US, India move to strengthen trade, investment ties

Reuters | Wed Mar 17, 2010

U.S., India move to strengthen trade, investment ties

Doug Palmer

WASHINGTON (Reuters) - The United States and India signed an agreement on Wednesday to strengthen trade and investment ties, following through on a pledge leaders of the two countries made last year.

U.S. Trade Representative Ron Kirk and Indian Minister of Commerce and Industry Anand Sharma, whose countries have often been at odds in the Doha round of world trade talks, signed the framework cooperation agreement.

"There is almost limitless potential for growth in trade between our two countries and that can contribute to economic recovery and job creation in the United States and continued economic growth in India," Kirk said.

The pacts lays out a work plan for discussing barriers to trade in agriculture, services and manufactured goods and how to encourage greater bilateral investment flows and increased protection of intellectual property rights.

"We also intend to use this framework to encourage the development and deployment of clean energy and environmental technologies as well as to support India’s infrastructure growth," Sharma said.

President Barack Obama hosted Indian Prime Minister Manmohan Singh for talks in Washington in November and plans to visit India later this year. Singh will be back in the United States next month for a nuclear nonproliferation summit.

U.S. exports to India have grown rapidly in recent years and remained relatively strong last year, even as the global economic crisis took a toll on trade around the world.

The United States exported about $16.5 billion worth of goods to India in 2009. That was only about 7 percent lower than 2008 and better than the 15 percent drop in total exports last year.

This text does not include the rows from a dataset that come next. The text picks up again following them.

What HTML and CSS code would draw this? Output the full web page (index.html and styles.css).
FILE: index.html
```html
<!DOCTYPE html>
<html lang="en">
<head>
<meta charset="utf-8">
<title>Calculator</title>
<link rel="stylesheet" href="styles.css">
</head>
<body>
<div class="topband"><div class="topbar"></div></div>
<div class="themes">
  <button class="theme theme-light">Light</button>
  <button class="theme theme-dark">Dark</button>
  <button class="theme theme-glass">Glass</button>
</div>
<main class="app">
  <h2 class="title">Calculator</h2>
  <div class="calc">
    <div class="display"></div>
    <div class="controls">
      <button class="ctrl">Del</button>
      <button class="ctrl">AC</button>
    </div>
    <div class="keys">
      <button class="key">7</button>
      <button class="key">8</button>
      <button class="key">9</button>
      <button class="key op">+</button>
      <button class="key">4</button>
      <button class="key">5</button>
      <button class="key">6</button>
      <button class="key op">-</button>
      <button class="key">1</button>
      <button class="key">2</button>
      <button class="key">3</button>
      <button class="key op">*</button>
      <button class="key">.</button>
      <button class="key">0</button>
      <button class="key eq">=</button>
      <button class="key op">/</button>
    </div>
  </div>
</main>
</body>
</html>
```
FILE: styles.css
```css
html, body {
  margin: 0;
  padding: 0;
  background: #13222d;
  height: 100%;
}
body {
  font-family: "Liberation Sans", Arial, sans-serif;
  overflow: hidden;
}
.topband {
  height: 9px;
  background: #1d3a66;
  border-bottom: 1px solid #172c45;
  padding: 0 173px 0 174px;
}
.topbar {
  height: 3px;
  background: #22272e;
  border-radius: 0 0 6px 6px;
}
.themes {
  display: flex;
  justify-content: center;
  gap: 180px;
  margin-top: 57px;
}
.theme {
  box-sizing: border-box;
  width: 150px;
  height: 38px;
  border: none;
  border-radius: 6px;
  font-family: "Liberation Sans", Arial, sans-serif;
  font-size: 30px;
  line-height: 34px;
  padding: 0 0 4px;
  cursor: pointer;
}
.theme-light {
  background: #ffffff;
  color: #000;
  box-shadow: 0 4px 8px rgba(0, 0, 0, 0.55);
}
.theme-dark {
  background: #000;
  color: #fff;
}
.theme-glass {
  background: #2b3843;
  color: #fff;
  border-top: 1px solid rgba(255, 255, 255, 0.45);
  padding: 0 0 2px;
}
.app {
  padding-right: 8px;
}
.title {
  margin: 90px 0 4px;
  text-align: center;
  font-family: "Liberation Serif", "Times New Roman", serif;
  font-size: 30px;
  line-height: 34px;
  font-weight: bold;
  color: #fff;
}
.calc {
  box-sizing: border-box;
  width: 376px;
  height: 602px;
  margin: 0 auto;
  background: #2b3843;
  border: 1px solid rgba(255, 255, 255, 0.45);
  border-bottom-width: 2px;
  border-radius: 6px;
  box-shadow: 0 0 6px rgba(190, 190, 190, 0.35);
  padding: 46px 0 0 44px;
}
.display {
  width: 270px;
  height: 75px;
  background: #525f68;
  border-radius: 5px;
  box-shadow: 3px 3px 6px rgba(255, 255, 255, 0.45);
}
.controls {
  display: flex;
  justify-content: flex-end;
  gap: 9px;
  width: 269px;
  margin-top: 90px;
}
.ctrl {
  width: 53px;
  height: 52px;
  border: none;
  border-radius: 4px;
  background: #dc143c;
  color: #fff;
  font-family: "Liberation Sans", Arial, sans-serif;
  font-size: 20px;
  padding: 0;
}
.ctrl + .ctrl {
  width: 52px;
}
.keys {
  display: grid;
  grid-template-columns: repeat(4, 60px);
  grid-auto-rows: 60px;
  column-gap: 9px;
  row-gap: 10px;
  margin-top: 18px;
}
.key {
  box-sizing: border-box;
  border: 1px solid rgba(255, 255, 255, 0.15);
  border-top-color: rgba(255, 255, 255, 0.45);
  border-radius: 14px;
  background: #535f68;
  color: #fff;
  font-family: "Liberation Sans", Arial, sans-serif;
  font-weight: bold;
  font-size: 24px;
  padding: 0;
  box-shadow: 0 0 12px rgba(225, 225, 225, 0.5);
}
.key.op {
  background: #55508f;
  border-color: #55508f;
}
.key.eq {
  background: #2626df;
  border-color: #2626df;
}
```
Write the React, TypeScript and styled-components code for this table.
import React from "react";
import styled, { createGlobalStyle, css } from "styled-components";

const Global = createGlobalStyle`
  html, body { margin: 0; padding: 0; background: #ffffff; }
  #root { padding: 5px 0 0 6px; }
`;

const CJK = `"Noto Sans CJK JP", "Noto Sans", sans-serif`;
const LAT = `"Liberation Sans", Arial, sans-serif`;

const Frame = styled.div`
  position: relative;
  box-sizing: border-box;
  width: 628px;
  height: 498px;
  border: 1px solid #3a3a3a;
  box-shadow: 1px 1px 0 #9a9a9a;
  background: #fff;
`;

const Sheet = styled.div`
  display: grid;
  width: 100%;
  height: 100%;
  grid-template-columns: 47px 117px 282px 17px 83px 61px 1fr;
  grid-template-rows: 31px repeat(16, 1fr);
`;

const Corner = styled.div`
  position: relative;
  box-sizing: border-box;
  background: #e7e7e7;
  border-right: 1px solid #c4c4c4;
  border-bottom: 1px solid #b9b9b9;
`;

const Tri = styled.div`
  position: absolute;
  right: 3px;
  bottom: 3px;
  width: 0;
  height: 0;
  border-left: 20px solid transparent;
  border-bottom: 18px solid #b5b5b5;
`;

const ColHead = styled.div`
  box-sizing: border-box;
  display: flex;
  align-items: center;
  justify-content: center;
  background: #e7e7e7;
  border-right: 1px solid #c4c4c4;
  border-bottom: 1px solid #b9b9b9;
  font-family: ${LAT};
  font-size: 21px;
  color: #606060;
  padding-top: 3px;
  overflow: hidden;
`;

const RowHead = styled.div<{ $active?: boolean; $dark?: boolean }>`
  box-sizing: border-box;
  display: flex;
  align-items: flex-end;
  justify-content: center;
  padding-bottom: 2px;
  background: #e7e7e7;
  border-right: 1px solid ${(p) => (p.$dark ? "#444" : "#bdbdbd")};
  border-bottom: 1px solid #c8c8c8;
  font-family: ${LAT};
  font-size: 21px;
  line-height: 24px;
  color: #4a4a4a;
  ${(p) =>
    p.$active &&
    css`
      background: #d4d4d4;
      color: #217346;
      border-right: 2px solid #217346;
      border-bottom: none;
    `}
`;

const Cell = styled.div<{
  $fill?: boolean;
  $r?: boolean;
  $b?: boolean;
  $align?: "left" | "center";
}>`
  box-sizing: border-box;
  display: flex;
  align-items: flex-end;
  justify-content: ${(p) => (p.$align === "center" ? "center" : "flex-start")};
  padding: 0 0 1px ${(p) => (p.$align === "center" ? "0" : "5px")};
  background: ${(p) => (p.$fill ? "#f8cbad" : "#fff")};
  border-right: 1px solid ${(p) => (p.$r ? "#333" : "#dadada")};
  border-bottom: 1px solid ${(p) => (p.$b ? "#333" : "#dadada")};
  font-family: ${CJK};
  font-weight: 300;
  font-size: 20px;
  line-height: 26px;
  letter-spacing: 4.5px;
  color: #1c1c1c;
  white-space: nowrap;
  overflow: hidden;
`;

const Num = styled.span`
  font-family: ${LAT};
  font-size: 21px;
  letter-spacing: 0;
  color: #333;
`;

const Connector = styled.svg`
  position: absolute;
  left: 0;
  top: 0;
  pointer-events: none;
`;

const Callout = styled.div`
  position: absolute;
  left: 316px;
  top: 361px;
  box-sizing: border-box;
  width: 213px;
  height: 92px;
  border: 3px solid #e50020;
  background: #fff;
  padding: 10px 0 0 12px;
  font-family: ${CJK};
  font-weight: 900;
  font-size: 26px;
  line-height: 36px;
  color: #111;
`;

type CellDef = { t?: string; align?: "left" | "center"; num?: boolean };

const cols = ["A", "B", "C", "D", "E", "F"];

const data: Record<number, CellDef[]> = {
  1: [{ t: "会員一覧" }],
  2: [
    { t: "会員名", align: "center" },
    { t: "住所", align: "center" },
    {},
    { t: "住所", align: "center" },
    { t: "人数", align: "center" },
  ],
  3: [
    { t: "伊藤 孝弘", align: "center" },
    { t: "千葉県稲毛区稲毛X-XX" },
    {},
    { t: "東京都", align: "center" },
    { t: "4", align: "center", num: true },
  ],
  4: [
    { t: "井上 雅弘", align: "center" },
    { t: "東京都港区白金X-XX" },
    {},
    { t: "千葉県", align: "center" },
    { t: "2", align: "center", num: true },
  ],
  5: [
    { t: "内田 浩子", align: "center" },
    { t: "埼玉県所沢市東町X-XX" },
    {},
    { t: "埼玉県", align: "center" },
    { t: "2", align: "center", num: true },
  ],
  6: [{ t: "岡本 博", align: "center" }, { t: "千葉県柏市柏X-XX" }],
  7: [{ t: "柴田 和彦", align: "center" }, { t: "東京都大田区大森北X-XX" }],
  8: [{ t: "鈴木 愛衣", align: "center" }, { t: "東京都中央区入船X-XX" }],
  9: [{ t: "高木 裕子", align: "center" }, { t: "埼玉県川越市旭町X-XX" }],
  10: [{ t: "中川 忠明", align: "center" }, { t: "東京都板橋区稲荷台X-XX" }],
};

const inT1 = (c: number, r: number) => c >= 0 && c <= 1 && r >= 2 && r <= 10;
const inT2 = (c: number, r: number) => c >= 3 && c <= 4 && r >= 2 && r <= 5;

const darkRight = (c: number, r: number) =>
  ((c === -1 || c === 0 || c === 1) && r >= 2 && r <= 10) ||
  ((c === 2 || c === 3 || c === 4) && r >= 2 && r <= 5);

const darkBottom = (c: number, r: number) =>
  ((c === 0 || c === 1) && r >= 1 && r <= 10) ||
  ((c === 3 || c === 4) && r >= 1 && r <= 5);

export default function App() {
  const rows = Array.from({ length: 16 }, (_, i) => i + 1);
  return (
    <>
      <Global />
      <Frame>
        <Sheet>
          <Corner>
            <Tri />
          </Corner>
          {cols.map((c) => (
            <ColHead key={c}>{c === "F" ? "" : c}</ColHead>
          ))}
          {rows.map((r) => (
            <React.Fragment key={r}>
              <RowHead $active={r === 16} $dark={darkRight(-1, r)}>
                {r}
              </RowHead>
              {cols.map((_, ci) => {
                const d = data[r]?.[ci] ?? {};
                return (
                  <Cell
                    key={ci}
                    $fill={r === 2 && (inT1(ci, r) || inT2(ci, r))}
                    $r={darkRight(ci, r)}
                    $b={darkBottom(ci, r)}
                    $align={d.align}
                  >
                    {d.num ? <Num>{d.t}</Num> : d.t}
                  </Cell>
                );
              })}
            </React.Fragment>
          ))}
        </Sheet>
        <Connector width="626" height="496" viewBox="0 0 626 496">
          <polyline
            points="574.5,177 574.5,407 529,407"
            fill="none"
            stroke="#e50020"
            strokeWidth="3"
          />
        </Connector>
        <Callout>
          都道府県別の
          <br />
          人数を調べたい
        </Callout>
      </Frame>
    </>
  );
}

U.S. imports from India plunged 17.5 percent last year to about $21.2 billion but that was less than the 23.3 percent overall drop in imports last year.

Still, the $37.7 billion in two-trade between the United States and India last year was roughly one-tenth of bilateral trade between the United States and China.

India and the United States have clashed in the eight-year-old Doha round of world trade talks, with New Delhi demanding Washington make deeper cuts in agricultural subsidies and resisting U.S. demands to open its own agriculture, manufacturing and services markets.

Earlier this week, White House deputy national security advisor Michael Froman said the fate of the Doha round was largely in the hands of big developing countries like India.

"The question on the table is whether India, as well as the other major emerging markets, will do what it takes ... to make the Doha agreement feasible," Froman said.